Wednesday, May 4, 2011

Blue-Week 2

I know its Wednesday but yesterday was a little busy so I'm giving my Twin update a day late.
Yesterday I was holding down the farm because my grandparents were out of town. Once I got home from work I changed clothes, got the bottles ready for the calves, and started the chores. As I hop in our old blue farm truck I looked around and thought how lucky I am to  be living this life! Perfect weather with a clear blue sky. That blue sky is what sparked my  less serious, more random note I realized there is alot of BLUE around, I'm in the blue truck, the bucket with the bottles is blue, my blue Royals T-shirt, and my black & blue bruise from ear tagging a month old calf last week. Yet, then again it was so happy to have the life I have bruises and all.

As I got to the barn I was greeted by the twins, they have grown quite a bit in the last 2 weeks. Bottle feeding now takes about 5 minutes. Here is picture I took yesterday.
Oh how handy the those red holders are. The bottle just drops in and hooks over the fence. I could do the other chores while they ate. Its always fun to hold the bottle while they eat,  butting you because the bottle is empty  and drooling on you, but today I had quite a bit to get done and didn't have time to stand there. When I came back Ribeye (the female) had butted her bottle loose and was standing next to T-Bone waiting to see if he shared. She is the more feisty of the two.
 Typical woman as most of the guys have told me!

Monday, May 2, 2011

Party Cheeseball

As you prepare and plan for the Kentucky Derby and the watch parties here is a simple and fast appetizer.

1-8oz pkg cream cheese, softened
1 c. finely shredded cheese
1 T. lemon juice
1 T. Worcestershire sauce
1/2 pkg dry ranch dip mix

Mix the above ingredients and roll in 1 cup of chopped pecans. Serve with crackers or fresh veggies.

Sunday, May 1, 2011

May Day!

Happy May Day! What a beautiful day is was. I have had a few people ask me what May Day is and why we celebrate it. After reading and reading it seems that it depends on what country you are from as to the meaning. The first "May Day" was celebrated in Europe and has various meanings. The one I found particularly interesting was the correlation of May Day and agriculture. It seems as though in ancient times agriculture was a focus of many holidays and May 1st was when the planting was usually done so they gave the farm laborers the day off.

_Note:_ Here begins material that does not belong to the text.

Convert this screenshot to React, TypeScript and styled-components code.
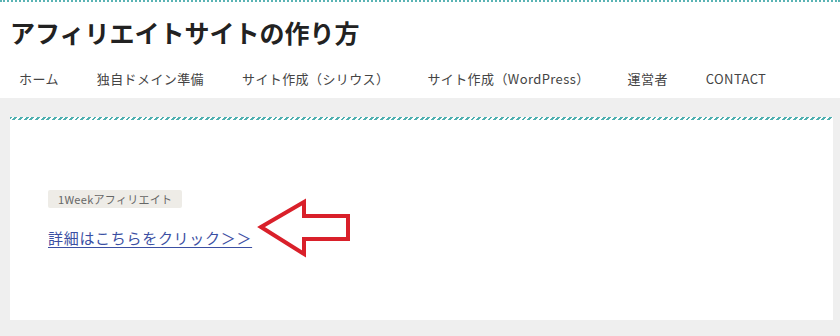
import React from "react";
import styled, { createGlobalStyle } from "styled-components";

const Global = createGlobalStyle`
  html, body { margin: 0; padding: 0; background: #ffffff; }
  body { font-family: "Noto Sans CJK JP", "Noto Sans", sans-serif; color: #333; }
`;

const Header = styled.header`
  background: #fff;
  border-top: 2px dotted #5ab4b4;
`;

const Title = styled.h1`
  margin: 0;
  padding: 12px 10px 8px;
  font-size: 25px;
  line-height: 36px;
  font-weight: 700;
  color: #222;
  letter-spacing: 0;
`;

const Nav = styled.nav`
  display: flex;
  height: 40px;
  align-items: center;
`;

const NavItem = styled.a`
  padding: 0 19px;
  font-size: 13px;
  letter-spacing: 0.4px;
  color: #444;
  text-decoration: none;
  white-space: nowrap;
`;

const Main = styled.main`
  background: #efefef;
  padding: 19px 7px 16px 10px;
`;

const Card = styled.section`
  background: #fff;
  height: 203px;
  padding: 70px 38px 0;
  box-sizing: border-box;
  border-top: 3px solid transparent;
  border-image: repeating-linear-gradient(-45deg, #4fb0b0 0 2px, #ffffff 2px 4px) 1;
  border-image-slice: 3 0 0 0;
`;

const Badge = styled.span`
  display: block;
  width: fit-content;
  background: #eeece7;
  color: #666;
  font-size: 11px;
  line-height: 18px;
  padding: 0 10px;
  border-radius: 2px;
  letter-spacing: 0.3px;
`;

const LinkRow = styled.div`
  display: flex;
  align-items: center;
  margin-top: 18px;
  height: 24px;
`;

const DetailLink = styled.a`
  font-size: 15px;
  line-height: 24px;
  letter-spacing: 0.7px;
  color: #3b4fa3;
  text-decoration: underline;
  text-underline-offset: 3px;
  margin-right: 4px;
  white-space: nowrap;
`;

const Arrow = styled.svg`
  display: block;
  flex: none;
  margin: -27px 0 -9px 0;
`;

const navItems = [
  "ホーム",
  "独自ドメイン準備",
  "サイト作成（シリウス）",
  "サイト作成（WordPress）",
  "運営者",
  "CONTACT",
];

export default function App() {
  return (
    <>
      <Global />
      <Header>
        <Title>アフィリエイトサイトの作り方</Title>
        <Nav>
          {navItems.map((n) => (
            <NavItem key={n} href="#">
              {n}
            </NavItem>
          ))}
        </Nav>
      </Header>
      <Main>
        <Card>
          <Badge>1Weekアフィリエイト</Badge>
          <LinkRow>
            <DetailLink href="#">詳細はこちらをクリック＞＞</DetailLink>
            <Arrow width="96" height="62" viewBox="0 0 96 62">
              <polygon
                points="5,29 48,4 48,18 92,18 92,41 48,41 48,56"
                fill="none"
                stroke="#d9202a"
                strokeWidth="4"
                strokeLinejoin="miter"
              />
            </Arrow>
          </LinkRow>
        </Card>
      </Main>
    </>
  );
}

So today as I thought of May Day, I doubt that many farmers or ranchers took the day off. Sunday is often called a day of rest, however this afternoon I saw a beautiful site: My grandpa and grandma working side by side in our garden. To me today was a day of growth and hope. To see my grandparents together and with the health to be outside was a blessing. 

One of the traditions in the United States are May Baskets. These baskets are small and usually filled with flowers or treats and left at someone's doorstep. The basket giver would ring the bell and run away. The person receiving the basket would try to catch the fleeing giver. If they caught the person, a kiss was to be exchanged. Living in the country and miles from a neighbor it was usually my house that I left the May Basket at. I look back at these traditions and am so thankful that my family has shared them and helps keep them alive. I am also thankful that my family has raised me on a farm and has instilled the agriculture lifestyle and work ethic that was demonstrated today by both my grandparents.